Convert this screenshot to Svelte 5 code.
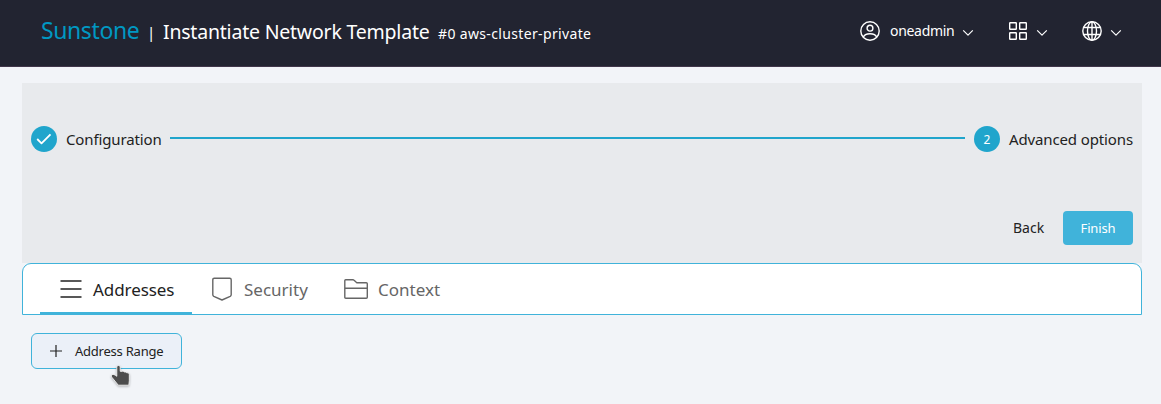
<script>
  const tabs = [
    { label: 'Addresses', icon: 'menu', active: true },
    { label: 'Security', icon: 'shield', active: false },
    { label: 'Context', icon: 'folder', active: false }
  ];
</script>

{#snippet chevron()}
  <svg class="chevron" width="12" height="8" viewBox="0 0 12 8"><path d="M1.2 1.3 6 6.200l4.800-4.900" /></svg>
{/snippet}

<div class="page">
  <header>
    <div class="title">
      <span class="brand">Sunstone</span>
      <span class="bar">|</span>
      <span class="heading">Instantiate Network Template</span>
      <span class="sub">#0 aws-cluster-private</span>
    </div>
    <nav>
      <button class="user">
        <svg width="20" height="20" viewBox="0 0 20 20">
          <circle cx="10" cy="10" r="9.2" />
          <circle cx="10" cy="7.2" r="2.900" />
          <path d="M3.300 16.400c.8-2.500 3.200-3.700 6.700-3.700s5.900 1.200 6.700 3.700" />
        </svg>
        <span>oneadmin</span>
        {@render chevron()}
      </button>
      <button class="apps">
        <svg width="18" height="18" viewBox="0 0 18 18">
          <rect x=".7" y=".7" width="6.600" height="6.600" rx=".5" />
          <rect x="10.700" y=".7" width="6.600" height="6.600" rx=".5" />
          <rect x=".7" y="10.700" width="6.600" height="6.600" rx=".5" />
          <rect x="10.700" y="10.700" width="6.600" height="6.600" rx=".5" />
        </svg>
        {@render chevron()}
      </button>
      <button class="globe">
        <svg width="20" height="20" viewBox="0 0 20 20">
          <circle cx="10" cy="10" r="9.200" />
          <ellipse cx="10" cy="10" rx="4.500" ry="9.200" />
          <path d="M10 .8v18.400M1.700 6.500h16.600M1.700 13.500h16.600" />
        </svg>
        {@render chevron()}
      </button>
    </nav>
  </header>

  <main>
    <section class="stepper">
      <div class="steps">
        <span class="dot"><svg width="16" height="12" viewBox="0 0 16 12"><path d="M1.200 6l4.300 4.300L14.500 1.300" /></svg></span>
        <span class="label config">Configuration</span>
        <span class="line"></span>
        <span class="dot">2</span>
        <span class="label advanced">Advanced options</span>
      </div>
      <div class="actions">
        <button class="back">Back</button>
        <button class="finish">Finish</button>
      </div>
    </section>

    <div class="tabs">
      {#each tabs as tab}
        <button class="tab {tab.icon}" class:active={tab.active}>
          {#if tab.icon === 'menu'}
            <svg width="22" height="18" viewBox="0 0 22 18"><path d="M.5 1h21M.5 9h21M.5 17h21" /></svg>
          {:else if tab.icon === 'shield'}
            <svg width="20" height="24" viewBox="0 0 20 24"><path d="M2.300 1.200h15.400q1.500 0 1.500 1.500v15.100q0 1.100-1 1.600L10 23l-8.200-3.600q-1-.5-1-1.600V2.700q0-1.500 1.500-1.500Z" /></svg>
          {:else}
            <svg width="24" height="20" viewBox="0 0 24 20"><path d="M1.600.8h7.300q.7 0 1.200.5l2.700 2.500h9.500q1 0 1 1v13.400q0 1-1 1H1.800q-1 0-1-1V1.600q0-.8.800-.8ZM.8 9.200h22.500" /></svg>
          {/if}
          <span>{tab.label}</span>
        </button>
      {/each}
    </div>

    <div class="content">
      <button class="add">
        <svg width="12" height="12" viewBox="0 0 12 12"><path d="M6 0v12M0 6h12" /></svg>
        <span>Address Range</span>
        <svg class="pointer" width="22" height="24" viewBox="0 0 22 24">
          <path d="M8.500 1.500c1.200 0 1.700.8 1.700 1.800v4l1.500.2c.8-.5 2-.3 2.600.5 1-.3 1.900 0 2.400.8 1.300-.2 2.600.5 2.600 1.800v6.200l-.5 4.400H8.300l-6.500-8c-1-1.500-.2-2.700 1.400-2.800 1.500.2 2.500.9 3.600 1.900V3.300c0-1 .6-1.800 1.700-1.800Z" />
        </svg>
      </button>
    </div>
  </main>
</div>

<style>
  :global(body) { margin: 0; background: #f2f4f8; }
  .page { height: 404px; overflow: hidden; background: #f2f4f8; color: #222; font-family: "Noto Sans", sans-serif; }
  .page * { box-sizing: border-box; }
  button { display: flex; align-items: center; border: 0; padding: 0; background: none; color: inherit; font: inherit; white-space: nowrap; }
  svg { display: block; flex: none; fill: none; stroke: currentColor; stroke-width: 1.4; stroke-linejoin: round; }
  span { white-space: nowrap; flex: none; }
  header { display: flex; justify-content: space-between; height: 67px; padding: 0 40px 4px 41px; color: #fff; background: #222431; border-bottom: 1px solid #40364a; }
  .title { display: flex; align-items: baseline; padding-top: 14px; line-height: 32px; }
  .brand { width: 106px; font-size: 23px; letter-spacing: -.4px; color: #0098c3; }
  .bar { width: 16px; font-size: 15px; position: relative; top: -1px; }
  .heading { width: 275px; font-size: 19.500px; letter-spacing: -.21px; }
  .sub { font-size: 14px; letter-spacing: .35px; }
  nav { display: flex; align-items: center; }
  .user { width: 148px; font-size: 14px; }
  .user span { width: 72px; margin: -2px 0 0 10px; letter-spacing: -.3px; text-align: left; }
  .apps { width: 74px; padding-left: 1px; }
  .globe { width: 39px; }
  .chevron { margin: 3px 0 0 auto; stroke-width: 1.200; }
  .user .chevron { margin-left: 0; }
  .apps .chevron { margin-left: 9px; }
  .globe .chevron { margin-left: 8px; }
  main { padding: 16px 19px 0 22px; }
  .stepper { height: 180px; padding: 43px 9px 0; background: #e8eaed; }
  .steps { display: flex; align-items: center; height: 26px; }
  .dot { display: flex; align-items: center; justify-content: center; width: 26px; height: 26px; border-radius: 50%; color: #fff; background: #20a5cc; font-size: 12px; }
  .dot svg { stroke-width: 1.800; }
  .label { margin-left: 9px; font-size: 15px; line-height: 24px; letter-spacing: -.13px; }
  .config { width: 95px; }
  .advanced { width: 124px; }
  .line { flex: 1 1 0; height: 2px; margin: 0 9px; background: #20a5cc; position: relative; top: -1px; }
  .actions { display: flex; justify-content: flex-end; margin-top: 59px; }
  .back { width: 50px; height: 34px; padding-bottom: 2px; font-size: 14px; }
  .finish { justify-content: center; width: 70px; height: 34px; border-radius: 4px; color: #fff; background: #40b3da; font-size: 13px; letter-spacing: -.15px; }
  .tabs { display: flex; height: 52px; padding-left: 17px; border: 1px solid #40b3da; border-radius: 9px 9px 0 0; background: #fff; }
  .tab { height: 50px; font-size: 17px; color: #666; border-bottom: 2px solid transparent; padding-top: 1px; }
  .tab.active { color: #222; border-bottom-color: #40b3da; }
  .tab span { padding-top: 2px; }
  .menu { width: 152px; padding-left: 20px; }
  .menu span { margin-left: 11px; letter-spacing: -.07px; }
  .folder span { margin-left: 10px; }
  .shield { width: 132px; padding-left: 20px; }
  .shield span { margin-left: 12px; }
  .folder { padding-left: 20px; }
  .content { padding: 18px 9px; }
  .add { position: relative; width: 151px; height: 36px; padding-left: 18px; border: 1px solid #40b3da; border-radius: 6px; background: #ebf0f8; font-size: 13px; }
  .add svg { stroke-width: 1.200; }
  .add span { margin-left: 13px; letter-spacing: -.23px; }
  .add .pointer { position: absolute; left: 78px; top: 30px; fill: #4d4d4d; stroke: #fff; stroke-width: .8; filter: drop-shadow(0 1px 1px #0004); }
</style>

EXERCISE TASK: Reproduce every line above as written, skipping pictures.

WORKED ANSWER:
Convert this screenshot to Svelte 5 code.
<script>
  const tabs = [
    { label: 'Addresses', icon: 'menu', active: true },
    { label: 'Security', icon: 'shield', active: false },
    { label: 'Context', icon: 'folder', active: false }
  ];
</script>

{#snippet chevron()}
  <svg class="chevron" width="12" height="8" viewBox="0 0 12 8"><path d="M1.2 1.3 6 6.200l4.800-4.900" /></svg>
{/snippet}

<div class="page">
  <header>
    <div class="title">
      <span class="brand">Sunstone</span>
      <span class="bar">|</span>
      <span class="heading">Instantiate Network Template</span>
      <span class="sub">#0 aws-cluster-private</span>
    </div>
    <nav>
      <button class="user">
        <svg width="20" height="20" viewBox="0 0 20 20">
          <circle cx="10" cy="10" r="9.2" />
          <circle cx="10" cy="7.2" r="2.900" />
          <path d="M3.300 16.400c.8-2.500 3.200-3.700 6.700-3.700s5.900 1.200 6.700 3.700" />
        </svg>
        <span>oneadmin</span>
        {@render chevron()}
      </button>
      <button class="apps">
        <svg width="18" height="18" viewBox="0 0 18 18">
          <rect x=".7" y=".7" width="6.600" height="6.600" rx=".5" />
          <rect x="10.700" y=".7" width="6.600" height="6.600" rx=".5" />
          <rect x=".7" y="10.700" width="6.600" height="6.600" rx=".5" />
          <rect x="10.700" y="10.700" width="6.600" height="6.600" rx=".5" />
        </svg>
        {@render chevron()}
      </button>
      <button class="globe">
        <svg width="20" height="20" viewBox="0 0 20 20">
          <circle cx="10" cy="10" r="9.200" />
          <ellipse cx="10" cy="10" rx="4.500" ry="9.200" />
          <path d="M10 .8v18.400M1.700 6.500h16.600M1.700 13.500h16.600" />
        </svg>
        {@render chevron()}
      </button>
    </nav>
  </header>

  <main>
    <section class="stepper">
      <div class="steps">
        <span class="dot"><svg width="16" height="12" viewBox="0 0 16 12"><path d="M1.200 6l4.300 4.300L14.500 1.300" /></svg></span>
        <span class="label config">Configuration</span>
        <span class="line"></span>
        <span class="dot">2</span>
        <span class="label advanced">Advanced options</span>
      </div>
      <div class="actions">
        <button class="back">Back</button>
        <button class="finish">Finish</button>
      </div>
    </section>

    <div class="tabs">
      {#each tabs as tab}
        <button class="tab {tab.icon}" class:active={tab.active}>
          {#if tab.icon === 'menu'}
            <svg width="22" height="18" viewBox="0 0 22 18"><path d="M.5 1h21M.5 9h21M.5 17h21" /></svg>
          {:else if tab.icon === 'shield'}
            <svg width="20" height="24" viewBox="0 0 20 24"><path d="M2.300 1.200h15.400q1.500 0 1.500 1.500v15.100q0 1.100-1 1.600L10 23l-8.200-3.600q-1-.5-1-1.600V2.700q0-1.500 1.500-1.500Z" /></svg>
          {:else}
            <svg width="24" height="20" viewBox="0 0 24 20"><path d="M1.600.8h7.300q.7 0 1.200.5l2.700 2.500h9.500q1 0 1 1v13.400q0 1-1 1H1.800q-1 0-1-1V1.600q0-.8.800-.8ZM.8 9.200h22.500" /></svg>
          {/if}
          <span>{tab.label}</span>
        </button>
      {/each}
    </div>

    <div class="content">
      <button class="add">
        <svg width="12" height="12" viewBox="0 0 12 12"><path d="M6 0v12M0 6h12" /></svg>
        <span>Address Range</span>
        <svg class="pointer" width="22" height="24" viewBox="0 0 22 24">
          <path d="M8.500 1.500c1.200 0 1.700.8 1.700 1.800v4l1.500.2c.8-.5 2-.3 2.600.5 1-.3 1.900 0 2.400.8 1.300-.2 2.600.5 2.600 1.800v6.200l-.5 4.400H8.300l-6.500-8c-1-1.500-.2-2.700 1.400-2.800 1.500.2 2.500.9 3.600 1.900V3.300c0-1 .6-1.800 1.700-1.800Z" />
        </svg>
      </button>
    </div>
  </main>
</div>

<style>
  :global(body) { margin: 0; background: #f2f4f8; }
  .page { height: 404px; overflow: hidden; background: #f2f4f8; color: #222; font-family: "Noto Sans", sans-serif; }
  .page * { box-sizing: border-box; }
  button { display: flex; align-items: center; border: 0; padding: 0; background: none; color: inherit; font: inherit; white-space: nowrap; }
  svg { display: block; flex: none; fill: none; stroke: currentColor; stroke-width: 1.4; stroke-linejoin: round; }
  span { white-space: nowrap; flex: none; }
  header { display: flex; justify-content: space-between; height: 67px; padding: 0 40px 4px 41px; color: #fff; background: #222431; border-bottom: 1px solid #40364a; }
  .title { display: flex; align-items: baseline; padding-top: 14px; line-height: 32px; }
  .brand { width: 106px; font-size: 23px; letter-spacing: -.4px; color: #0098c3; }
  .bar { width: 16px; font-size: 15px; position: relative; top: -1px; }
  .heading { width: 275px; font-size: 19.500px; letter-spacing: -.21px; }
  .sub { font-size: 14px; letter-spacing: .35px; }
  nav { display: flex; align-items: center; }
  .user { width: 148px; font-size: 14px; }
  .user span { width: 72px; margin: -2px 0 0 10px; letter-spacing: -.3px; text-align: left; }
  .apps { width: 74px; padding-left: 1px; }
  .globe { width: 39px; }
  .chevron { margin: 3px 0 0 auto; stroke-width: 1.200; }
  .user .chevron { margin-left: 0; }
  .apps .chevron { margin-left: 9px; }
  .globe .chevron { margin-left: 8px; }
  main { padding: 16px 19px 0 22px; }
  .stepper { height: 180px; padding: 43px 9px 0; background: #e8eaed; }
  .steps { display: flex; align-items: center; height: 26px; }
  .dot { display: flex; align-items: center; justify-content: center; width: 26px; height: 26px; border-radius: 50%; color: #fff; background: #20a5cc; font-size: 12px; }
  .dot svg { stroke-width: 1.800; }
  .label { margin-left: 9px; font-size: 15px; line-height: 24px; letter-spacing: -.13px; }
  .config { width: 95px; }
  .advanced { width: 124px; }
  .line { flex: 1 1 0; height: 2px; margin: 0 9px; background: #20a5cc; position: relative; top: -1px; }
  .actions { display: flex; justify-content: flex-end; margin-top: 59px; }
  .back { width: 50px; height: 34px; padding-bottom: 2px; font-size: 14px; }
  .finish { justify-content: center; width: 70px; height: 34px; border-radius: 4px; color: #fff; background: #40b3da; font-size: 13px; letter-spacing: -.15px; }
  .tabs { display: flex; height: 52px; padding-left: 17px; border: 1px solid #40b3da; border-radius: 9px 9px 0 0; background: #fff; }
  .tab { height: 50px; font-size: 17px; color: #666; border-bottom: 2px solid transparent; padding-top: 1px; }
  .tab.active { color: #222; border-bottom-color: #40b3da; }
  .tab span { padding-top: 2px; }
  .menu { width: 152px; padding-left: 20px; }
  .menu span { margin-left: 11px; letter-spacing: -.07px; }
  .folder span { margin-left: 10px; }
  .shield { width: 132px; padding-left: 20px; }
  .shield span { margin-left: 12px; }
  .folder { padding-left: 20px; }
  .content { padding: 18px 9px; }
  .add { position: relative; width: 151px; height: 36px; padding-left: 18px; border: 1px solid #40b3da; border-radius: 6px; background: #ebf0f8; font-size: 13px; }
  .add svg { stroke-width: 1.200; }
  .add span { margin-left: 13px; letter-spacing: -.23px; }
  .add .pointer { position: absolute; left: 78px; top: 30px; fill: #4d4d4d; stroke: #fff; stroke-width: .8; filter: drop-shadow(0 1px 1px #0004); }
</style>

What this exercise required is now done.